While I enjoy Obsidian, I don’t use it for everything. I use iCloud sync, and even with my files set to “Keep Downloaded,” it loads more slowly than I’m used to. To my knowledge, Obsidian does not have export functionality that matches the aesthetic of Craft, at least not from a tablet or phone. To workaround slow loading times, I take quick notes either (1) on paper or (2) in Apple Notes, especially Quick Notes. I process these notes regularly, and important notes live in Obsidian, my central, digital note-taking space. To workaround exporting documents, much of my personal writing lives in Ulysses (I’ve recently realized that I can add my Obsidian folder to Ulysses as an external folder and have my writing exist in both platforms!). I edit blogs and book drafts in Ulysses and share notes (e.g., meeting notes, agendas, responses to reviewers or editors) from Ulysses. Because Obsidian is free for personal use, I don’t mind paying for Ulysses. I’m also not opposed to paying to support Obsidian. But I won’t pay for an app (or multiple accounts of an app) that I do not enjoy using.
Notes
- My method to move markdown files from Craft to Obsidian is simple, but there are likely better methods. When I first wanted to move from Craft to Obsidian, I consulted a couple of guides, one from Curtis McHale and another from FlohGro.

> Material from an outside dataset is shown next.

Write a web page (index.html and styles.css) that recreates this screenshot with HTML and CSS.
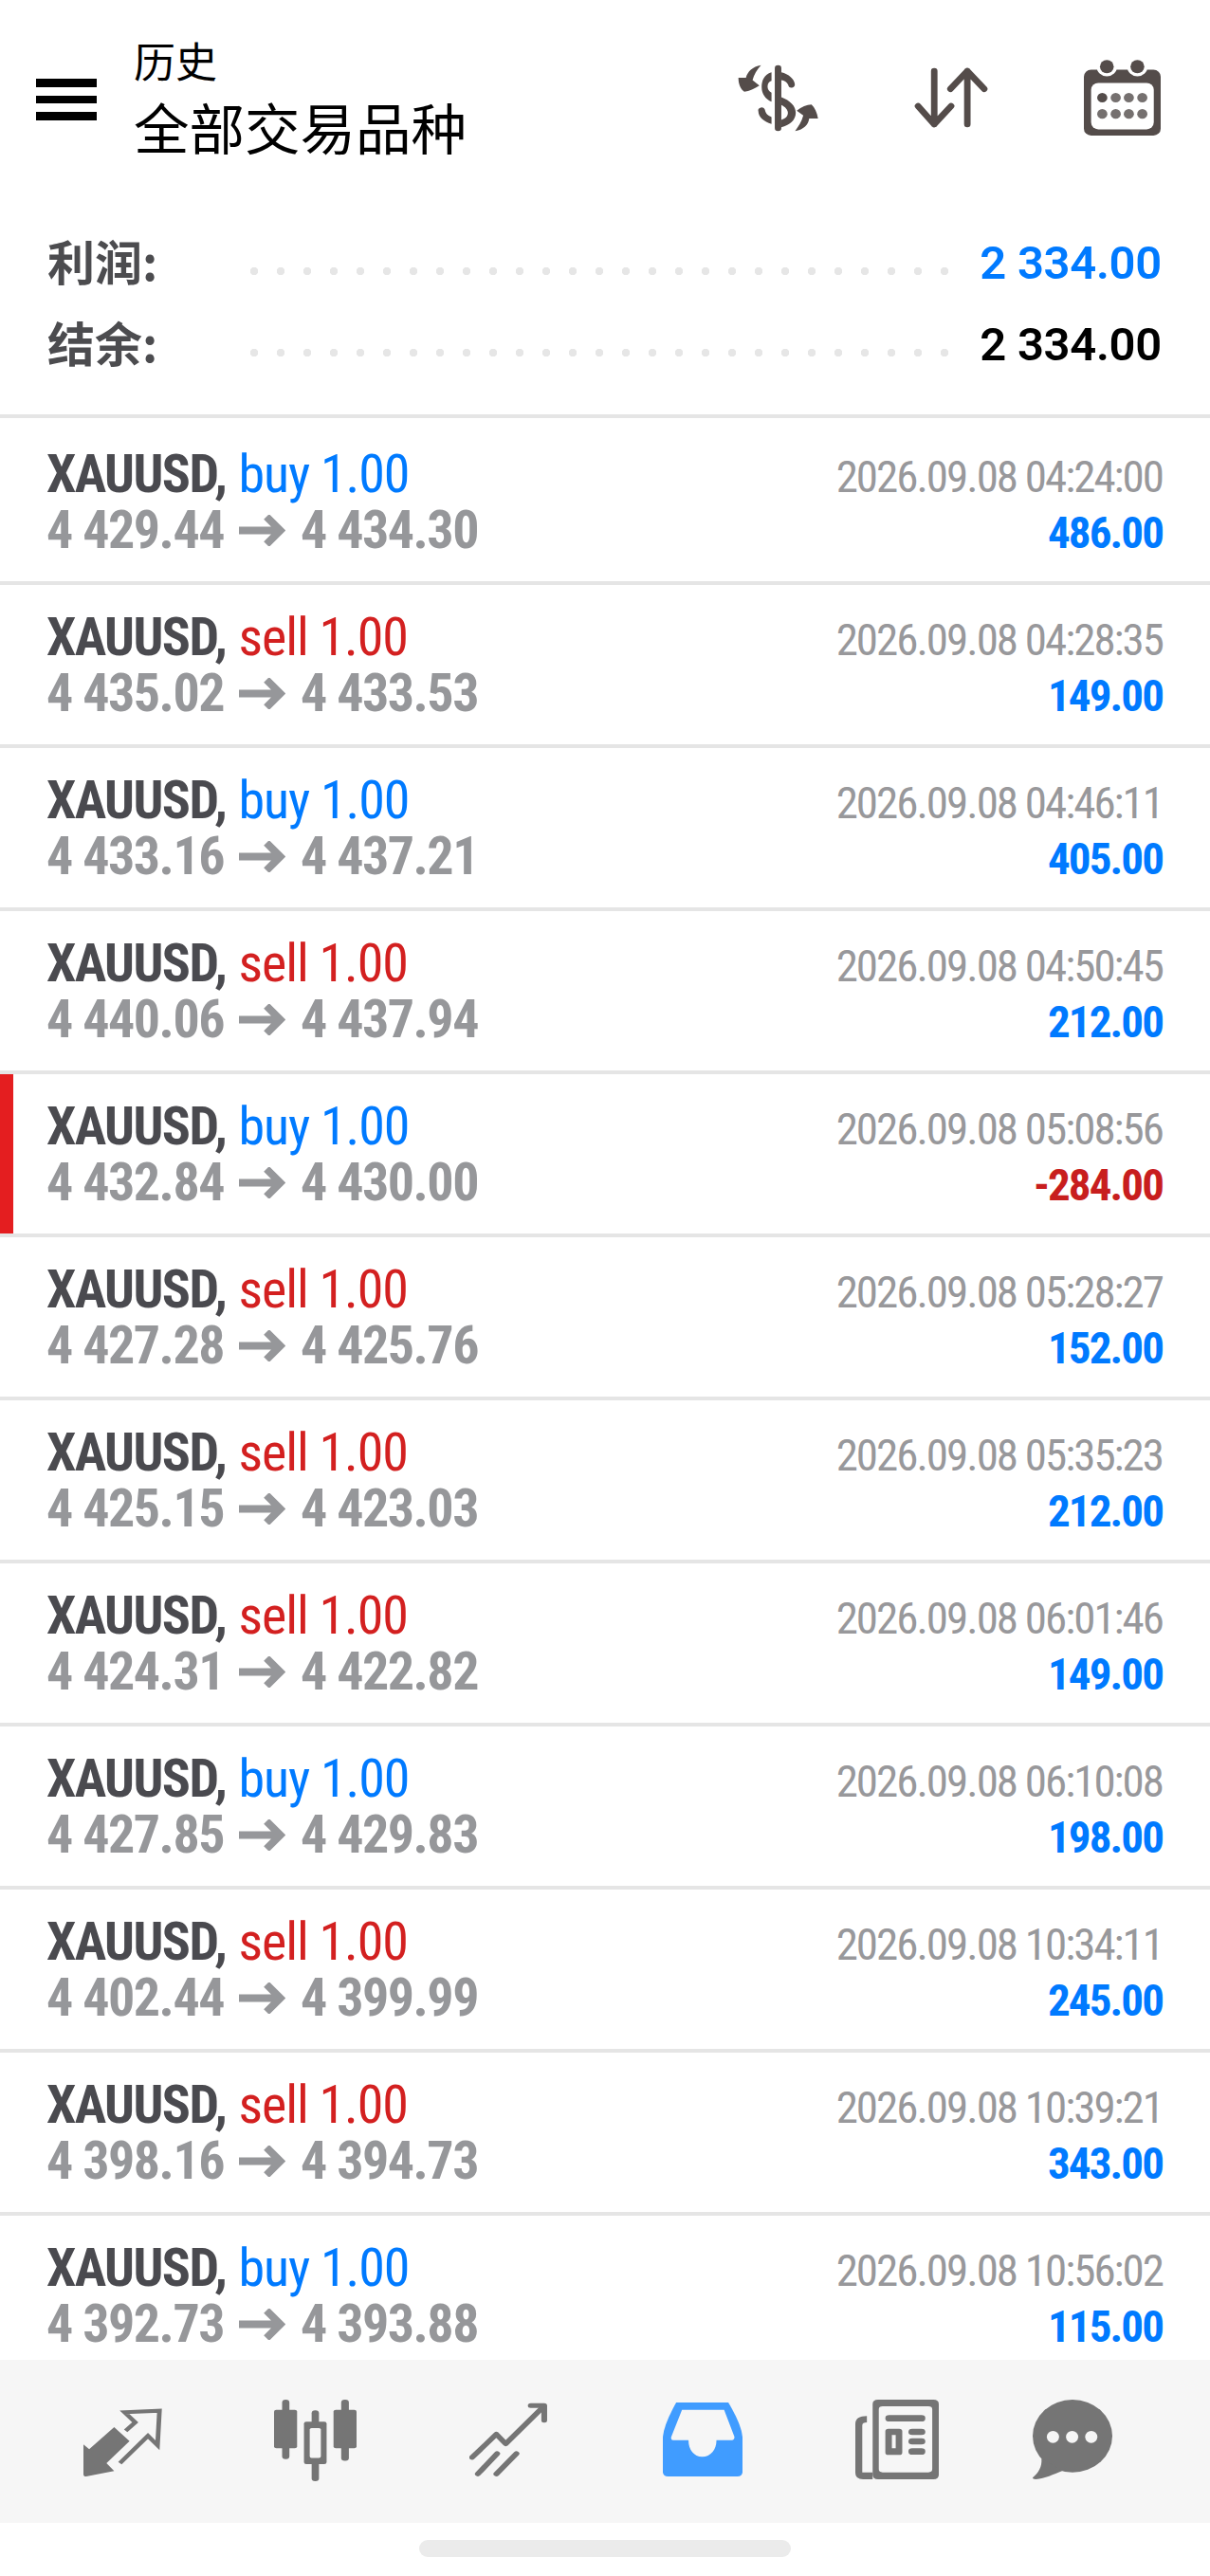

- Writing this made me think of a Michael Lopps’s piece on “300 Times a Day” and his experience with the Bear app. Any time an app updates it may change the way in which we engage with it, sometimes for better, sometimes for worse.
- Some readers may note that neither Ulysses nor Apple Notes have separate spaces and don’t allow for perfect separation between areas. But Ulysses has Projects, which let users focus on and search within that specific area. Apple Notes has tags that, when you select the tag twice, it will exclude all notes with that tag from view. Smart folders work in a similar way. Also, I am less bothered by the lack of perfect separation in these apps because I don’t use them “300 times a day.”